Societal and economic impacts:
Centre for Ecology and Hydrology (CEH): CEH will benefit from data-knowledge exchange and improved understanding of the use of new cosmic-ray technology in the UK. The use of the COSMIC model developed by the PI provides a key advance in using such novel technology for monitoring purposes and data assimilation/fusion applications. Results obtained under this proposal will be applied to other COSMOS-UK stations to provide a continuous, high-quality monitoring network available for the society and policy/decision makers and stakeholders.

The Environment Agency (EA): The results of this research will enable the EA to improve its flood warning system with a more accurate description of the soil moisture dynamics in the region (and ultimately nationally). This has direct societal and economic impact, as floods and drought continue to cause severe damages in certain areas across the nation.
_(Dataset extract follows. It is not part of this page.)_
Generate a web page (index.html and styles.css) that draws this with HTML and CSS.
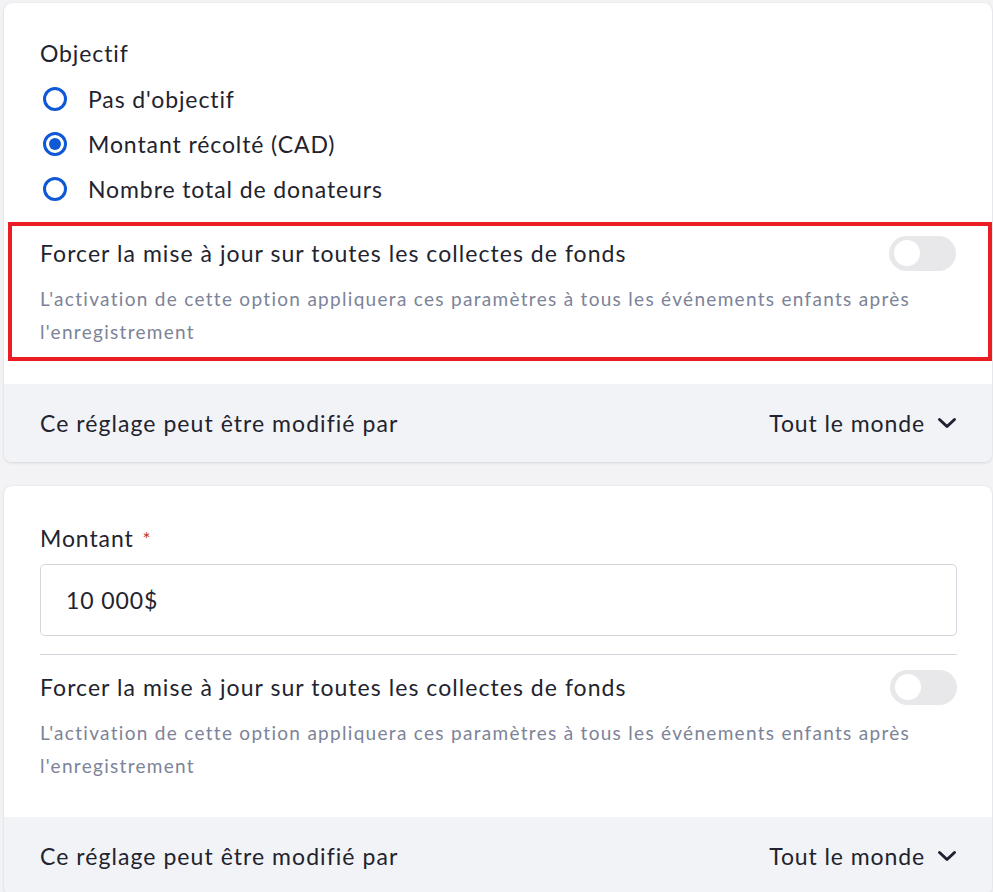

Met Office (MO): Model's of Earth's weather and climate require accurate fluxes (e.g., momentum, energy, water) across the land-atmosphere interface to solve the equations of atmospheric physics and dynamics. Hence, the MO will benefit from a comprehensive evaluation of the JULES model by focusing on key parameterizations to be improved for operational weather and climate modeling. Furthermore, knowledge on soil moisture profiles can help improve and downscale essential hydrometeorological variables calculated by the Met Office Rainfall and Evaporation Calculation System (MORECS).

Department for Environment Food & Rural Affairs (Defra): Food security has immense implications on the society and economic growth in the UK, especially under uncertain climatic conditions in the future. Improved hydrological outlooks and consequently more effective mitigation strategies (e.g., drought or flood mitigation) can greatly impact on food availability. Hence, Defra is also a key stakeholder which will benefit from the outcomes of the proposal.

People:
General Public: The general public is directly affected by hydrometeorological events such as floods, droughts, and extreme weather. For example, heavy rainfall on nearly-saturated soils, such as those observed towards the end of 2013 and early 2014, will eventually cause major disruptions due to flood, as broadly informed by the media on television and radio stations. The unprecedented spatial scales studied under this proposal are directly related to how well we can predict such situations in advance. Hence being able to communicate with the public about the basic and relevant importance of soil moisture is extremely beneficial for societal wellbeing. Notice that initial training of a PDRA on six identified "most wanted" skills by NERC's Skills Review 2012 will be carried out in this project, but this can potentially attract more prospective students (both at undergraduate and graduate levels) interested in engineering and environmental sciences, specifically to the research areas highlighted in this proposal.

PI: Of importance, the nature of this funding will ultimately impact the PI of this proposal by ensuring the appropriate financial support to establish a research group on terrestrial hydrometeorology and environmental engineering at the University of Bristol, while establishing the PI as a researcher leader in the subject.